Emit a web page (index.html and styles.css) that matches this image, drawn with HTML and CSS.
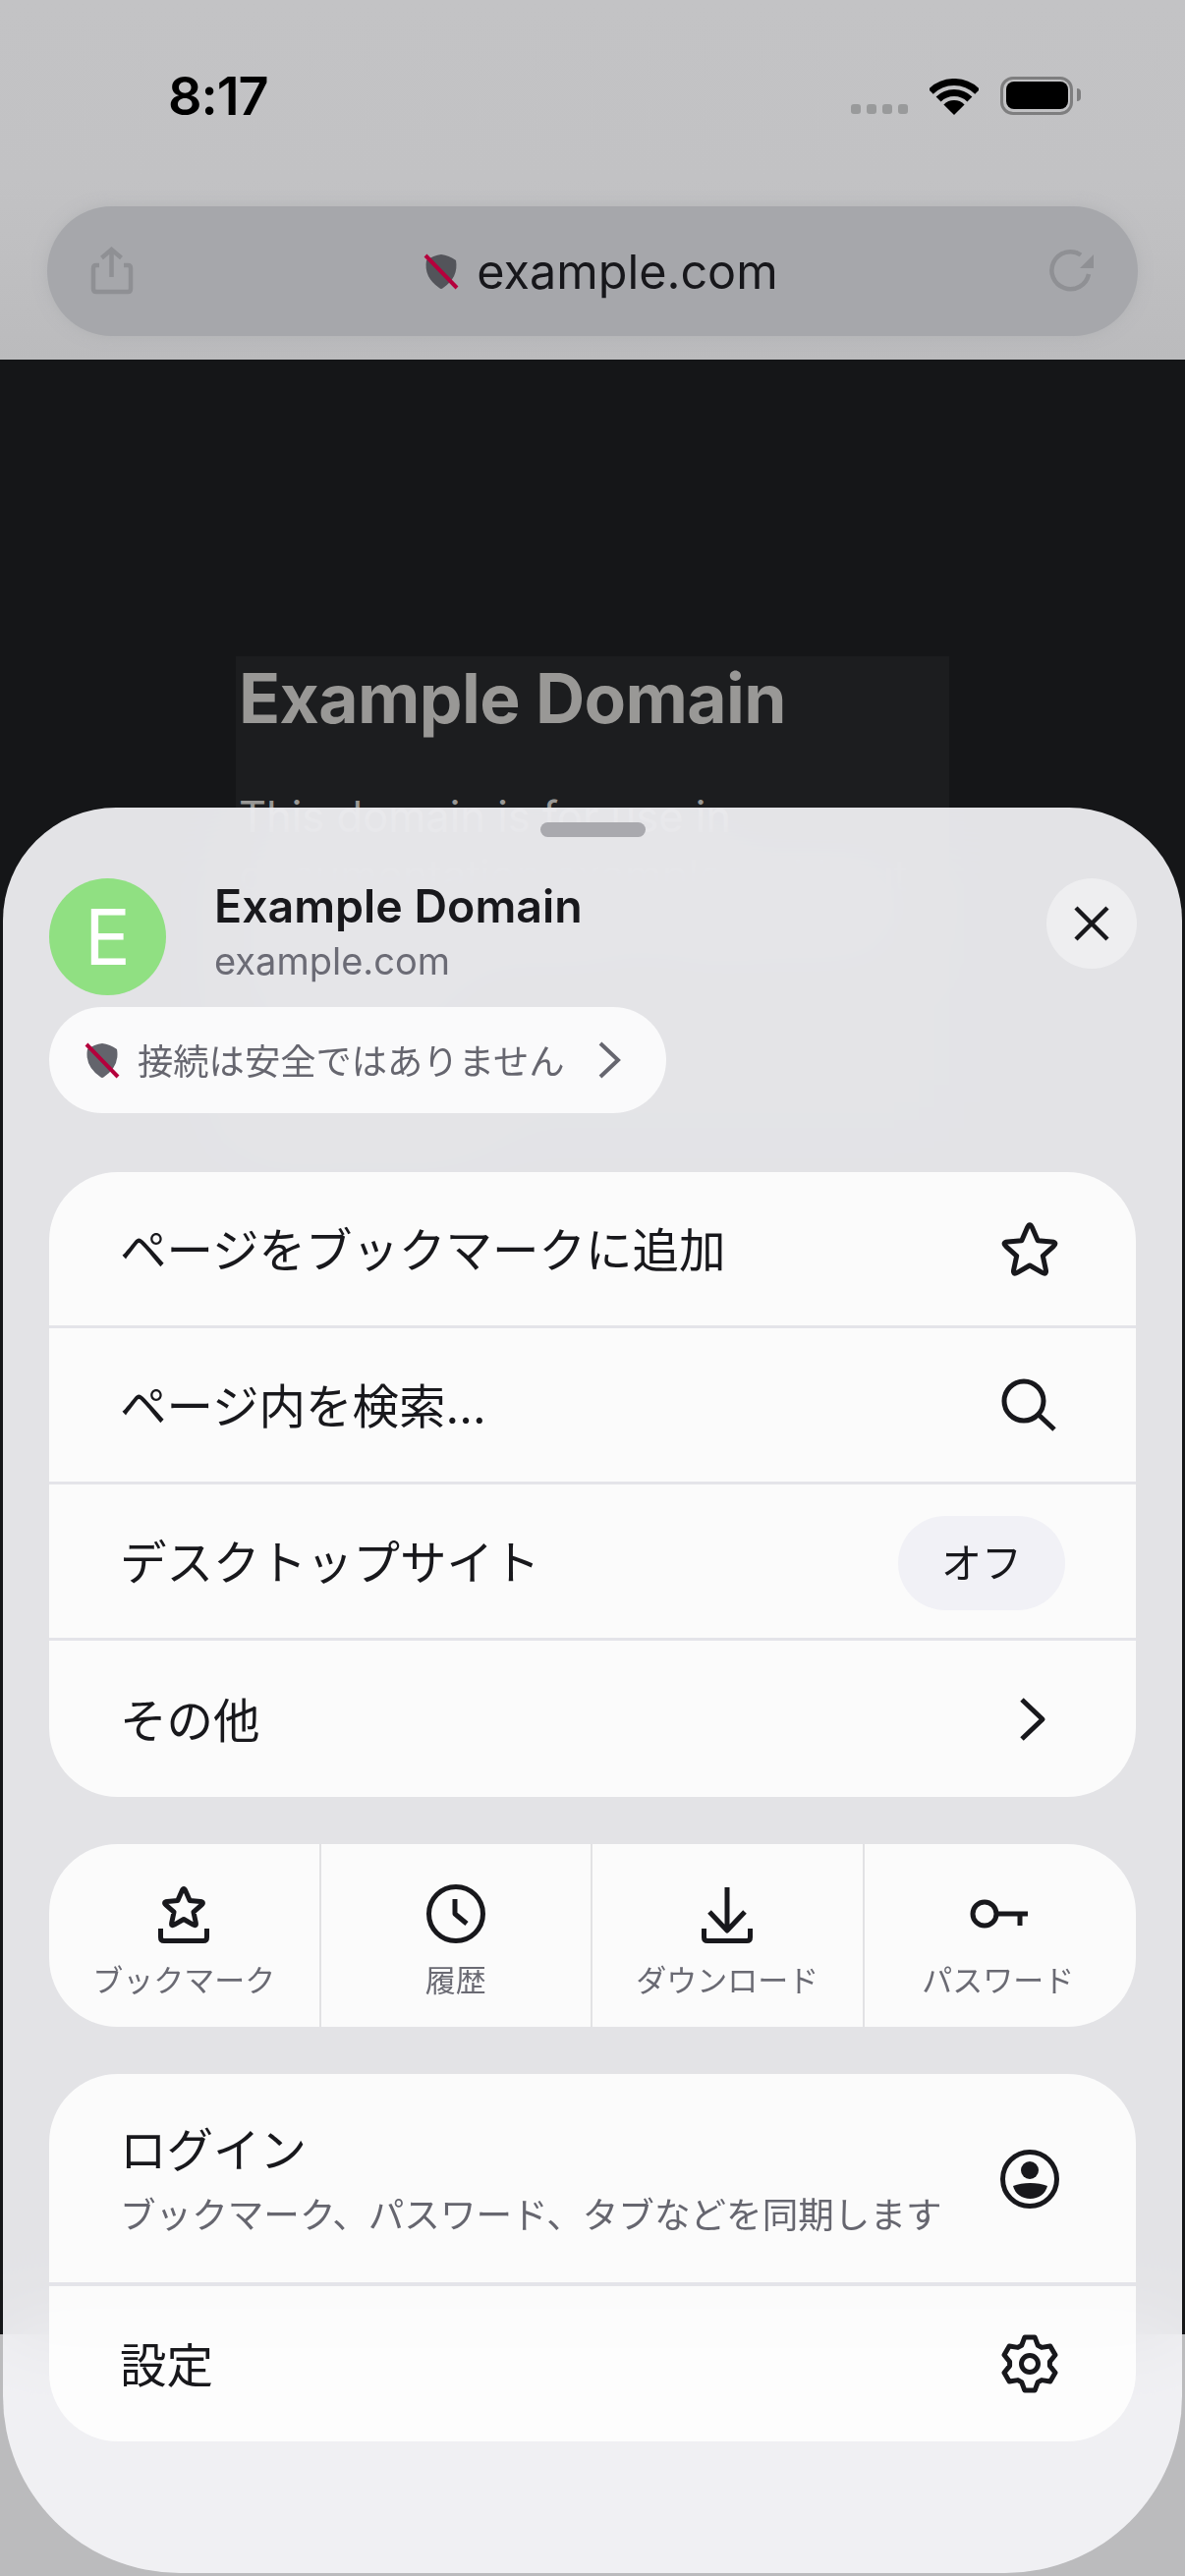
FILE: index.html
```html
<!DOCTYPE html>
<html lang="ja">
<head>
    <meta charset="UTF-8">
    <meta name="viewport" content="width=device-width, initial-scale=1.0">
    <title>Example Domain</title>
    <link rel="stylesheet" href="styles.css">
</head>
<body>
    <div class="chrome">
        <div class="status-bar">
            <span class="clock">8:17</span>
            <div class="status-icons">
                <div class="signal"><i></i><i></i><i></i><i></i></div>
                <svg class="wifi" width="50" height="37" viewBox="0 0 50 37">
                    <path d="M1.3 13.3A33.5 33.5 0 0 1 48.7 13.3" fill="none" stroke="#000" stroke-width="7"/>
                    <path d="M9.1 21.1A22.5 22.5 0 0 1 40.9 21.1" fill="none" stroke="#000" stroke-width="7"/>
                    <path d="M25 37L14.4 26.4A15 15 0 0 1 35.6 26.4Z"/>
                </svg>
                <div class="battery"><div class="battery-level"></div></div>
            </div>
        </div>
        <div class="url-bar">
            <svg class="dim-icon" width="44" height="48" viewBox="0 0 44 48">
                <path d="M9 18H6Q3 18 3 21V42Q3 45 6 45H38Q41 45 41 42V21Q41 18 38 18H34M21.5 30V3M11.5 10.5L21.5 2L31.5 10.5"/>
            </svg>
            <div class="url">
                <svg width="36" height="38" viewBox="0 0 36 38">
                    <path d="M18 2Q26 3 33 8Q36 25 20 36Q18 38 16 36Q0 25 3 8Q10 3 18 2Z" fill="#53545a"/>
                    <path d="M2 3L34 36" stroke="#b5003c" stroke-width="4"/>
                </svg>
                <span>example.com</span>
            </div>
            <svg class="dim-icon" width="44" height="44" viewBox="0 0 44 44">
                <path d="M31 5.5A19 19 0 1 0 39 25"/>
                <path d="M44 5V19H30Z" fill="#8f9094" stroke="none"/>
            </svg>
        </div>
    </div>

    <div class="page">
        <div class="page-box">
            <h1>Example Domain</h1>
            <p>This domain is for use in documentation examples without needing permission. Avoid use in operations.</p>
            <p>Learn more</p>
        </div>
    </div>

    <div class="sheet">
        <div class="handle"></div>
        <div class="site-head">
            <div class="avatar">E</div>
            <div class="site-info">
                <div class="site-title">Example Domain</div>
                <div class="site-url">example.com</div>
            </div>
            <button class="close">
                <svg class="line-icon" width="36" height="36" viewBox="0 0 36 36">
                    <path d="M2 2L34 34M34 2L2 34"/>
                </svg>
            </button>
        </div>
        <div class="secure-pill">
            <svg width="36" height="38" viewBox="0 0 36 38">
                <path d="M18 2Q26 3 33 8Q36 25 20 36Q18 38 16 36Q0 25 3 8Q10 3 18 2Z" fill="#63646c"/>
                <path d="M2 3L34 36" stroke="#b5003c" stroke-width="4"/>
            </svg>
            <span>接続は安全ではありません</span>
            <svg class="pill-chevron" width="24" height="38" viewBox="0 0 24 38">
                <path d="M3 2L21 19L3 36"/>
            </svg>
        </div>

        <div class="card">
            <div class="row">
                <span>ページをブックマークに追加</span>
                <svg class="line-icon icon-star" width="66" height="66" viewBox="-3 -3 66 66">
                    <path d="M27.5 7.6Q30 2 32.5 7.6L38.2 20.7L52.4 22.1Q58.5 22.7 53.9 26.8L43.3 36.3L46.3 50.3Q47.6 56.3 42.3 53.2L30 46L17.7 53.2Q12.4 56.3 13.7 50.3L16.7 36.3L6.1 26.8Q1.5 22.7 7.6 22.1L21.8 20.7Z"/>
                </svg>
            </div>
            <div class="row">
                <span>ページ内を検索...</span>
                <svg class="line-icon" width="60" height="60" viewBox="0 -2 60 60">
                    <circle cx="24" cy="24" r="20"/>
                    <path d="M39 38L55 53"/>
                </svg>
            </div>
            <div class="row">
                <span>デスクトップサイト</span>
                <span class="badge">オフ</span>
            </div>
            <div class="row">
                <span>その他</span>
                <svg class="line-icon" width="60" height="60" viewBox="0 0 60 60">
                    <path d="M22 10L43 30L22 50"/>
                </svg>
            </div>
        </div>

        <div class="quick-card">
            <div class="quick-item">
                <svg class="line-icon" width="60" height="60" viewBox="0 0 60 60">
                    <path transform="translate(7.5 1) scale(.75)" stroke-width="6.67" d="M27.5 7.6Q30 2 32.5 7.6L38.2 20.7L52.4 22.1Q58.5 22.7 53.9 26.8L43.3 36.3L46.3 50.3Q47.6 56.3 42.3 53.2L30 46L17.7 53.2Q12.4 56.3 13.7 50.3L16.7 36.3L6.1 26.8Q1.5 22.7 7.6 22.1L21.8 20.7Z"/>
                    <path d="M6.5 45V54Q6.5 57.5 10 57.5H50Q53.5 57.5 53.5 54V45"/>
                </svg>
                <span>ブックマーク</span>
            </div>
            <div class="quick-item">
                <svg class="line-icon" width="60" height="60" viewBox="0 0 60 60">
                    <circle cx="30" cy="30" r="27.5"/>
                    <path d="M29 15V30L41 40"/>
                </svg>
                <span>履歴</span>
            </div>
            <div class="quick-item">
                <svg class="line-icon" width="60" height="60" viewBox="0 0 60 60">
                    <path d="M30 3V47M12 28L30 47L48 28M6.5 45V54Q6.5 57.5 10 57.5H50Q53.5 57.5 53.5 54V45"/>
                </svg>
                <span>ダウンロード</span>
            </div>
            <div class="quick-item">
                <svg class="line-icon" width="60" height="60" viewBox="0 0 60 60">
                    <circle cx="16" cy="30" r="12"/>
                    <path d="M28 30H60M52 30V42"/>
                </svg>
                <span>パスワード</span>
            </div>
        </div>

        <div class="card">
            <div class="row row-login">
                <div>
                    <div>ログイン</div>
                    <div class="row-sub">ブックマーク、パスワード、タブなどを同期します</div>
                </div>
                <svg class="line-icon" width="60" height="60" viewBox="0 0 60 60">
                    <circle cx="30" cy="30" r="27.5"/>
                    <circle cx="30" cy="21" r="9" fill="#18181c" stroke="none"/>
                    <path d="M13 37C18 35 24 34 30.5 34C37 34 43 35 48 37C46 45 39 50 30.5 50C22 50 15 45 13 37Z" fill="#18181c" stroke="none"/>
                </svg>
            </div>
            <div class="row">
                <span>設定</span>
                <svg class="line-icon" width="60" height="60" viewBox="0 0 60 60">
                    <path d="M21.7 11.3L24.8 3H35.2L38.3 11.3L42.1 13.4L50.8 12L56 21L50.4 27.9V32.1L56 39L50.8 48L42.1 46.6L38.3 48.7L35.2 57H24.8L21.7 48.7L17.9 46.6L9.2 48L4 39L9.6 32.1V27.9L4 21L9.2 12L17.9 13.4Z"/>
                    <circle cx="30" cy="30" r="8.5"/>
                </svg>
            </div>
        </div>
    </div>
</body>
</html>
```

FILE: styles.css
```css
* {
    box-sizing: border-box;
}
html, body {
    margin: 0;
    height: 2622px;
}
body {
    position: relative;
    overflow: hidden;
    background: #bbbbbd;
    font-family: Inter, "Noto Sans CJK JP", sans-serif;
    color: #18181c;
}

/* browser chrome */
.chrome {
    height: 366px;
    background: linear-gradient(#c3c3c5, #c2c2c4 50%, #bbbbbd);
}
.status-bar {
    display: flex;
    align-items: center;
    justify-content: space-between;
    height: 194px;
    padding: 0 114px 0 171px;
}
.clock {
    font-size: 54px;
    font-weight: 600;
    color: #000;
    letter-spacing: -1px;
}
.status-icons {
    display: flex;
    align-items: flex-end;
    gap: 22px;
}
.signal {
    display: flex;
    gap: 6px;
    margin-bottom: 1px;
}
.signal i {
    width: 10px;
    height: 10px;
    border-radius: 3px;
    background: #999a9b;
}
.battery {
    position: relative;
    width: 74px;
    height: 39px;
    padding: 2.5px;
    border: 3.5px solid #7e7e7f;
    border-radius: 13px;
}
.battery::after {
    content: "";
    position: absolute;
    top: 9px;
    right: -11px;
    width: 4px;
    height: 13px;
    border-radius: 0 4px 4px 0;
    background: #7e7e7f;
}
.battery-level {
    height: 100%;
    border-radius: 8px;
    background: #000;
}
.url-bar {
    display: flex;
    align-items: center;
    justify-content: space-between;
    height: 132px;
    margin: 16px 48px 0;
    padding: 0 45px 0 44px;
    border-radius: 66px;
    background: #a6a7ab;
    box-shadow: 0 0 14px rgba(166, 167, 171, 0.5);
}
.dim-icon {
    overflow: visible;
    fill: none;
    stroke: #8f9094;
    stroke-width: 4.5;
}
.url {
    display: flex;
    align-items: center;
    gap: 18px;
    margin-left: 18px;
    font-size: 48.5px;
    color: #17171b;
}

/* the page behind the sheet */
.page {
    height: 2010px;
    padding: 302px 0 0 240px;
    background: #151618;
}
.page-box {
    width: 726px;
    height: 480px;
    padding: 0 3px;
    background: #1c1d1f;
    color: #999896;
}
.page-box h1 {
    margin: 0;
    padding-top: 3px;
    font-size: 69.5px;
    font-weight: 700;
    line-height: 80px;
    letter-spacing: -0.6px;
}
.page-box p {
    margin: 50px 0 0;
    font-size: 43.5px;
    line-height: 60px;
}

/* bottom sheet */
.sheet {
    position: absolute;
    top: 822px;
    left: 3px;
    right: 3px;
    bottom: 3px;
    padding: 15px 47px 0;
    border-radius: 115px 115px 180px 180px;
    background: rgba(244, 244, 247, 0.927);
    backdrop-filter: blur(40px);
}
.handle {
    width: 107px;
    height: 15px;
    margin: 0 auto;
    border-radius: 8px;
    background: #a9a9ae;
}
.site-head {
    display: flex;
    align-items: flex-start;
    margin-top: 42px;
}
.avatar {
    display: flex;
    align-items: center;
    justify-content: center;
    width: 119px;
    height: 119px;
    border-radius: 50%;
    background: #90e082;
    color: #fff;
    font-size: 78px;
}
.site-info {
    flex: 1;
    margin: -2px 0 0 49px;
}
.site-title {
    font-size: 46.5px;
    font-weight: 600;
    line-height: 60px;
}
.site-url {
    margin-top: 1px;
    font-size: 38px;
    line-height: 50px;
    color: #6b6b75;
}
.close {
    display: flex;
    align-items: center;
    justify-content: center;
    width: 92px;
    height: 92px;
    margin-right: -1px;
    padding: 0;
    border: none;
    border-radius: 50%;
    background: #eeeef0;
}
.line-icon {
    flex: none;
    overflow: visible;
    fill: none;
    stroke: #18181c;
    stroke-width: 5;
    stroke-linejoin: round;
}
.close .line-icon {
    stroke-width: 4.5;
}
.icon-star {
    margin: 2px -3px 0;
}
.secure-pill {
    display: inline-flex;
    align-items: center;
    height: 108px;
    margin-top: 12px;
    padding: 0 46px 0 36px;
    border-radius: 54px;
    background: #fafafb;
    color: #66666f;
    font-size: 36.3px;
}
.secure-pill span {
    margin: -2px 34px 0 18px;
}
.pill-chevron {
    fill: none;
    stroke: #66666f;
    stroke-width: 4;
}
.card {
    margin-top: 48px;
    border-radius: 70px;
    background: rgba(255, 255, 255, 0.85);
}
.secure-pill + .card {
    margin-top: 60px;
}
.row {
    display: flex;
    align-items: center;
    justify-content: space-between;
    height: 159px;
    padding: 0 78px 0 72px;
    border-top: 3px solid #e4e4e9;
    font-size: 47.5px;
}
.row > span:first-child {
    margin-top: -3px;
}
.row:first-child {
    height: 156px;
    border-top: none;
}
.row:last-child {
    height: 162px;
}
.row-login {
    height: 212px !important;
    align-items: flex-start;
    padding-top: 40px;
}
.row-login > .line-icon {
    margin-top: 37px;
}
.row-login + .row {
    border-top-width: 4px;
}
.row-sub {
    margin-top: 6px;
    font-size: 36.6px;
    color: #66666f;
}
.badge {
    margin: 4px -6px 0 0;
    padding: 0 44px;
    height: 96px;
    line-height: 96px;
    border-radius: 48px;
    background: #f1f1f6;
    font-size: 41px;
}
.quick-card {
    display: grid;
    grid-template-columns: repeat(4, 1fr);
    height: 186px;
    margin-top: 48px;
    border-radius: 70px;
    background: rgba(255, 255, 255, 0.85);
}
.quick-item {
    display: flex;
    flex-direction: column;
    align-items: center;
    padding-top: 41px;
    border-right: 2px solid #e2e2e4;
    color: #6a6a73;
    font-size: 31px;
}
.quick-item:last-child {
    border-right: none;
    padding-right: 4px;
}
.quick-item span {
    margin-top: 16px;
    line-height: 44px;
}
```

+++

• WHAT IS EXPECTED:
Count how many lines of the material hold the string "page". Give the number and nothing more.

• RESULT OF THIS EXERCISE:
8